- **Given data**:
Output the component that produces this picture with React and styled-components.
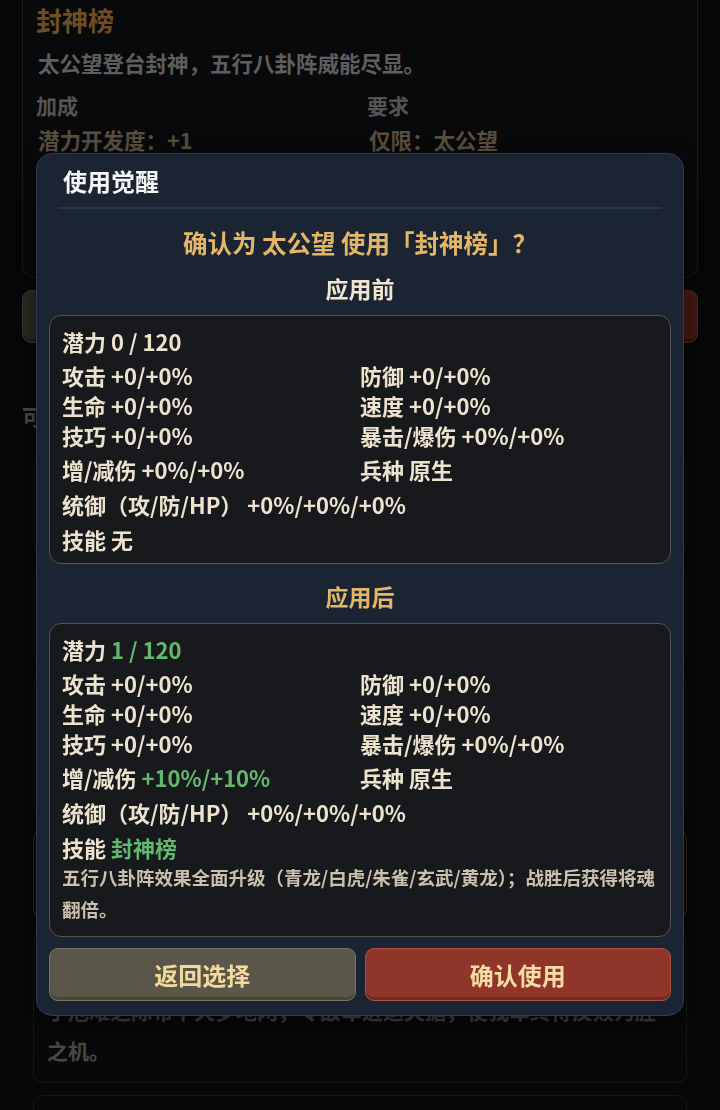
import React from 'react'
import styled, { createGlobalStyle } from 'styled-components'

const GlobalStyle = createGlobalStyle`
  * { box-sizing: border-box; }
  html, body {
    margin: 0;
    padding: 0;
    background: #0c0e10;
    overflow: hidden;
  }
  body {
    font-family: "Noto Sans CJK SC", "Noto Sans", sans-serif;
  }
`

/* ---------- page behind the dialog ---------- */

const Page = styled.div`
  margin-top: -14px;
  padding: 0 22px 40px;
`

const InfoCard = styled.section`
  height: 292px;
  border: 1px solid #34353a;
  border-radius: 12px;
  background: #111215;
  padding: 14px 13px 0;
`

const CardTitle = styled.h2`
  margin: 0;
  font-size: 26px;
  line-height: 38px;
  font-weight: 700;
  color: #d99c4c;
`

const CardDesc = styled.p`
  margin: 8px 0 0 2px;
  font-size: 21.5px;
  line-height: 32px;
  font-weight: 700;
  color: #bdbdbd;
`

const InfoGrid = styled.div`
  display: grid;
  grid-template-columns: 1fr 1fr;
  column-gap: 14px;
`

const InfoHead = styled.div`
  margin-top: 11px;
  font-size: 21px;
  line-height: 30px;
  font-weight: 700;
  color: #a8a8a8;
`

const InfoValue = styled.div`
  margin: 5px 0 0 2px;
  font-size: 21.5px;
  line-height: 30px;
  font-weight: 700;
  color: #b29d7f;
`

const PageButtons = styled.div`
  display: flex;
  gap: 9px;
  margin-top: 12px;
`

const SectionTitle = styled.h3`
  margin: 56px 0 0;
  font-size: 22px;
  line-height: 32px;
  font-weight: 700;
  color: #9e9e9e;
`

const HeroList = styled.div`
  display: flex;
  flex-direction: column;
  gap: 12px;
  margin: 24px 11px 0;
`

const HeroCard = styled.div`
  height: ${p => (p.$h ? `${p.$h}px` : 'auto')};
  border: 1px solid ${p => (p.$gold ? '#7c6238' : '#2e2f34')};
  border-radius: 10px;
  background: ${p => (p.$gold ? '#15130f' : '#101114')};
  padding: 17px 13px 12px;
  overflow: hidden;
`

const HeroName = styled.div`
  font-size: 22px;
  line-height: 41px;
  font-weight: 700;
  color: #c9c9c9;
`

const HeroDesc = styled.div`
  font-size: 21px;
  line-height: 40px;
  font-weight: 700;
  color: #969696;
`

/* ---------- dialog ---------- */

const Overlay = styled.div`
  position: fixed;
  inset: 0;
  background: rgba(0, 0, 0, 0.5);
  display: flex;
  justify-content: center;
  align-items: flex-start;
  padding-top: 153px;
`

const Modal = styled.div`
  width: 648px;
  background: #1b2433;
  border: 1px solid #2e3b4e;
  border-radius: 16px;
  padding: 6px 12px 14px;
  box-shadow: 0 12px 32px rgba(0, 0, 0, 0.55);
`

const ModalHeader = styled.div`
  margin: 0 9px;
  padding: 5px 5px 11px;
  font-size: 24px;
  line-height: 31px;
  font-weight: 700;
  color: #f6f6f6;
  border-bottom: 2px solid #27354a;
`

const Question = styled.div`
  margin-top: 18px;
  text-align: center;
  font-size: 24.5px;
  line-height: 32px;
  font-weight: 700;
  color: #e4b667;
`

const PhaseLabel = styled.div`
  margin-top: ${p => p.$gap}px;
  text-align: center;
  font-size: 23px;
  line-height: 32px;
  font-weight: 700;
  color: ${p => (p.$accent ? '#e4b667' : '#efe6d0')};
`

const StatBox = styled.div`
  margin-top: 11px;
  background: #18191c;
  border: 1px solid #55544f;
  border-radius: 12px;
  padding: 9px 12px 7px;
  color: #ece3cf;
  font-size: 22px;
  font-weight: 700;
`

const PotentialLine = styled.div`
  line-height: 32px;
`

const StatGrid = styled.div`
  display: grid;
  grid-template-columns: 1fr 1fr;
  margin-top: ${p => p.$mt}px;
  line-height: ${p => p.$lh}px;
`

const StatLine = styled.div`
  margin-top: 1px;
  line-height: 34px;
`

const Value = styled.span`
  color: ${p => (p.$up ? '#63b86f' : 'inherit')};
`

const SkillDesc = styled.div`
  margin: -3px 0 4px;
  font-size: 18.5px;
  line-height: 32px;
  color: #c9c1ae;
`

const ButtonRow = styled.div`
  display: flex;
  gap: 9px;
  margin-top: 11px;
`

const ActionButton = styled.button`
  flex: 1;
  height: 53px;
  border-radius: 9px;
  border: 1px solid ${p => (p.$danger ? '#ad5141' : '#7b7462')};
  background: ${p => (p.$danger ? '#8f3529' : '#5a5649')};
  color: ${p => (p.$danger ? '#f7dca6' : '#f3d99a')};
  box-shadow: inset 0 -3px 0 rgba(0, 0, 0, 0.2);
  font-family: inherit;
  font-size: 24px;
  font-weight: 700;
  cursor: pointer;
`

const before = {
  potential: '0 / 120',
  grid: [
    ['攻击', '+0/+0%'], ['防御', '+0/+0%'],
    ['生命', '+0/+0%'], ['速度', '+0/+0%'],
    ['技巧', '+0/+0%'], ['暴击/爆伤', '+0%/+0%'],
  ],
  dmg: '+0%/+0%',
  troop: '原生',
  command: '+0%/+0%/+0%',
  skill: '无',
}

const after = {
  ...before,
  potential: '1 / 120',
  dmg: '+10%/+10%',
  skill: '封神榜',
  skillDesc: '五行八卦阵效果全面升级（青龙/白虎/朱雀/玄武/黄龙）；战胜后获得将魂翻倍。',
  up: { potential: true, dmg: true, skill: true },
}

const Stats = ({ data }) => {
  const up = data.up || {}
  return (
    <StatBox>
      <PotentialLine>潜力 <Value $up={up.potential}>{data.potential}</Value></PotentialLine>
      <StatGrid $mt={3} $lh={30}>
        {data.grid.map(([k, v]) => (
          <div key={k}>{k} <Value>{v}</Value></div>
        ))}
      </StatGrid>
      <StatGrid $mt={2} $lh={34}>
        <div>增/减伤 <Value $up={up.dmg}>{data.dmg}</Value></div>
        <div>兵种 <Value>{data.troop}</Value></div>
      </StatGrid>
      <StatLine>统御（攻/防/HP） <Value>{data.command}</Value></StatLine>
      <StatLine>技能 <Value $up={up.skill}>{data.skill}</Value></StatLine>
      {data.skillDesc && <SkillDesc>{data.skillDesc}</SkillDesc>}
    </StatBox>
  )
}

const heroes = [
  { name: '姜子牙', desc: '道法通玄，执掌封神。', h: 100 },
  { name: '哪吒', desc: '三头六臂，风火轮疾。', h: 96 },
  { name: '杨戬', desc: '八九玄功，天眼洞察虚实。', h: 142 },
  { name: '太公望', desc: '当前选择', h: 90, gold: true },
  {
    name: '雷震子',
    desc: '于危难之际布下天罗地网，令敌军进退失据，使我军终得反败为胜之机。',
  },
  { name: '黄天化', desc: '攒心钉出，百步穿杨。', h: 120 },
]

export default function App() {
  return (
    <>
      <GlobalStyle />
      <Page>
        <InfoCard>
          <CardTitle>封神榜</CardTitle>
          <CardDesc>太公望登台封神，五行八卦阵威能尽显。</CardDesc>
          <InfoGrid>
            <InfoHead>加成</InfoHead>
            <InfoHead>要求</InfoHead>
            <InfoValue>潜力开发度：+1</InfoValue>
            <InfoValue>仅限：太公望</InfoValue>
          </InfoGrid>
        </InfoCard>
        <PageButtons>
          <ActionButton>取消</ActionButton>
          <ActionButton $danger>使用</ActionButton>
        </PageButtons>
        <SectionTitle>可用武将</SectionTitle>
        <HeroList>
          {heroes.map(h => (
            <HeroCard key={h.name} $h={h.h} $gold={h.gold}>
              <HeroName>{h.name}</HeroName>
              <HeroDesc>{h.desc}</HeroDesc>
            </HeroCard>
          ))}
        </HeroList>
      </Page>

      <Overlay>
        <Modal>
          <ModalHeader>使用觉醒</ModalHeader>
          <Question>确认为 太公望 使用「封神榜」？</Question>
          <PhaseLabel $gap={13}>应用前</PhaseLabel>
          <Stats data={before} />
          <PhaseLabel $gap={16} $accent>应用后</PhaseLabel>
          <Stats data={after} />
          <ButtonRow>
            <ActionButton>返回选择</ActionButton>
            <ActionButton $danger>确认使用</ActionButton>
          </ButtonRow>
        </Modal>
      </Overlay>
    </>
  )
}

- **Task directions**: Within the listing, how many lines hold the word "components"? Only the number is to be given.

- **Final result**: 2